Five gas-phase compounds in fresh sidestream cigarette smoke were determined using Fourier transform infrared (FTIR) spectrometry. Ammonia, carbon dioxide, carbon monoxide, hydrogen cyanide and nitric oxide yields for five different cigarette brands were measured. Gas concentrations in the sidestream smoke were calculated from absorbance measurements made approximately every 30 s. Component yields were calculated by integrating the concentration versus time curves over the cigarette smoking period with incorporation of sample flow and gas cell pressure data. Results of these measurements were compared with measurements made using standard analytical techniques: infrared absorption using non-dispersive infrared (NDIR) analysers for the determination of carbon dioxide and carbon monoxide, chemiluminescence for nitric oxide and spectrophotometric-based methods for ammonia and hydrogen cyanide.

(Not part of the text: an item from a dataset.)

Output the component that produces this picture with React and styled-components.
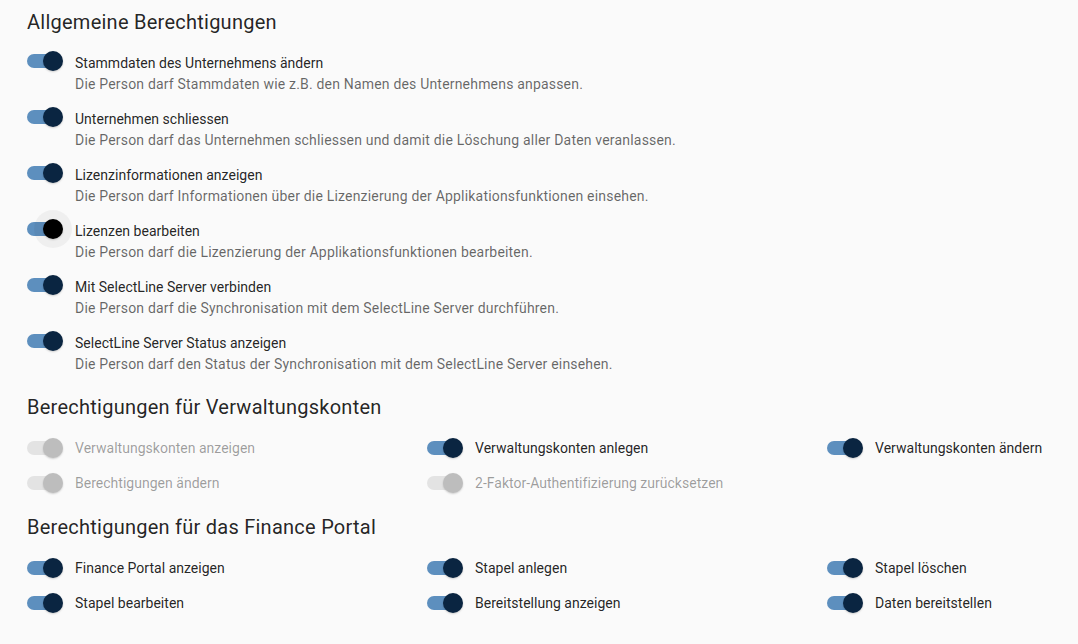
import React from 'react';
import styled, { createGlobalStyle } from 'styled-components';

const GlobalStyle = createGlobalStyle`
  body {
    margin: 0;
    background: #fafafa;
    font-family: Roboto, "Noto Sans", sans-serif;
    color: rgba(0, 0, 0, 0.87);
  }
`;

const Page = styled.div`
  padding: 6px 27px 0 27px;
`;

const SectionTitle = styled.h2`
  margin: ${(p) => p.$top || 0}px 0 0 0;
  font-size: 20px;
  font-weight: 400;
  line-height: 32px;
  letter-spacing: 0.25px;
`;

const List = styled.div`
  margin-top: 4px;
  display: flex;
  flex-direction: column;
  gap: 3px;
`;

const Row = styled.div`
  display: flex;
  align-items: flex-start;
`;

const Texts = styled.div`
  padding-top: 11px;
  font-size: 14px;
  line-height: 21px;
`;

const Label = styled.div`
  padding-left: 2px;
  letter-spacing: 0.02px;
  white-space: nowrap;
  color: ${(p) => (p.$disabled ? 'rgba(0, 0, 0, 0.38)' : 'rgba(0, 0, 0, 0.87)')};
`;

const Description = styled.div`
  padding-left: 2px;
  letter-spacing: 0.19px;
  color: rgba(0, 0, 0, 0.6);
`;

const Grid = styled.div`
  margin-top: ${(p) => p.$top || 0}px;
  display: grid;
  grid-template-columns: 400px 400px auto;
  grid-auto-rows: 35px;
`;

const Cell = styled.div`
  display: flex;
  align-items: center;
  height: 38px;
  font-size: 14px;
  line-height: 21px;
`;

const SwitchRoot = styled.span`
  position: relative;
  display: inline-block;
  flex-shrink: 0;
  width: 58px;
  height: 38px;
  margin-left: -12px;
`;

const Track = styled.span`
  display: block;
  margin: 12px 0 0 12px;
  width: 34px;
  height: 14px;
  border-radius: 7px;
  background: ${(p) => (p.$disabled ? '#e3e3e3' : '#5d8fbe')};
`;

const Halo = styled.span`
  position: absolute;
  left: 19px;
  top: 0;
  width: 38px;
  height: 38px;
  border-radius: 50%;
  background: rgba(0, 0, 0, 0.045);
`;

const Thumb = styled.span`
  position: absolute;
  left: 28px;
  top: 9px;
  width: 20px;
  height: 20px;
  border-radius: 50%;
  background: ${(p) => (p.$disabled ? '#bdbdbd' : p.$focused ? '#000000' : '#0a2541')};
  box-shadow: 0 1px 2px rgba(0, 0, 0, 0.18);
`;

const Switch = ({ disabled, focused }) => (
  <SwitchRoot>
    {focused && <Halo />}
    <Track $disabled={disabled} />
    <Thumb $disabled={disabled} $focused={focused} />
  </SwitchRoot>
);

const general = [
  ['Stammdaten des Unternehmens ändern', 'Die Person darf Stammdaten wie z.B. den Namen des Unternehmens anpassen.'],
  ['Unternehmen schliessen', 'Die Person darf das Unternehmen schliessen und damit die Löschung aller Daten veranlassen.'],
  ['Lizenzinformationen anzeigen', 'Die Person darf Informationen über die Lizenzierung der Applikationsfunktionen einsehen.'],
  ['Lizenzen bearbeiten', 'Die Person darf die Lizenzierung der Applikationsfunktionen bearbeiten.', true],
  ['Mit SelectLine Server verbinden', 'Die Person darf die Synchronisation mit dem SelectLine Server durchführen.'],
  ['SelectLine Server Status anzeigen', 'Die Person darf den Status der Synchronisation mit dem SelectLine Server einsehen.'],
];

const accounts = [
  ['Verwaltungskonten anzeigen', true],
  ['Verwaltungskonten anlegen', false],
  ['Verwaltungskonten ändern', false],
  ['Berechtigungen ändern', true],
  ['2-Faktor-Authentifizierung zurücksetzen', true],
];

const finance = [
  'Finance Portal anzeigen',
  'Stapel anlegen',
  'Stapel löschen',
  'Stapel bearbeiten',
  'Bereitstellung anzeigen',
  'Daten bereitstellen',
];

export default function App() {
  return (
    <Page>
      <GlobalStyle />
      <SectionTitle>Allgemeine Berechtigungen</SectionTitle>
      <List>
        {general.map(([label, desc, focused]) => (
          <Row key={label}>
            <Switch focused={focused} />
            <Texts>
              <Label>{label}</Label>
              <Description>{desc}</Description>
            </Texts>
          </Row>
        ))}
      </List>

      <SectionTitle $top={16}>Berechtigungen für Verwaltungskonten</SectionTitle>
      <Grid $top={6}>
        {accounts.map(([label, disabled]) => (
          <Cell key={label}>
            <Switch disabled={disabled} />
            <Label $disabled={disabled}>{label}</Label>
          </Cell>
        ))}
      </Grid>

      <SectionTitle $top={12}>Berechtigungen für das Finance Portal</SectionTitle>
      <Grid $top={6}>
        {finance.map((label) => (
          <Cell key={label}>
            <Switch />
            <Label>{label}</Label>
          </Cell>
        ))}
      </Grid>
    </Page>
  );
}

Statistical analysis of the results indicates that the FTIR-based method and the standard methods are equivalent for two analytes, ammonia and carbon dioxide, but are significantly different for carbon monoxide, hydrogen cyanide and nitric oxide. The mean yields per cigarette for carbon monoxide, hydrogen cyanide, and nitric oxide using the FTIR-based method are approximately 45% higher than those for the NDIR-, spectrophotometric-and chemiluminescence-based methods used for these compounds.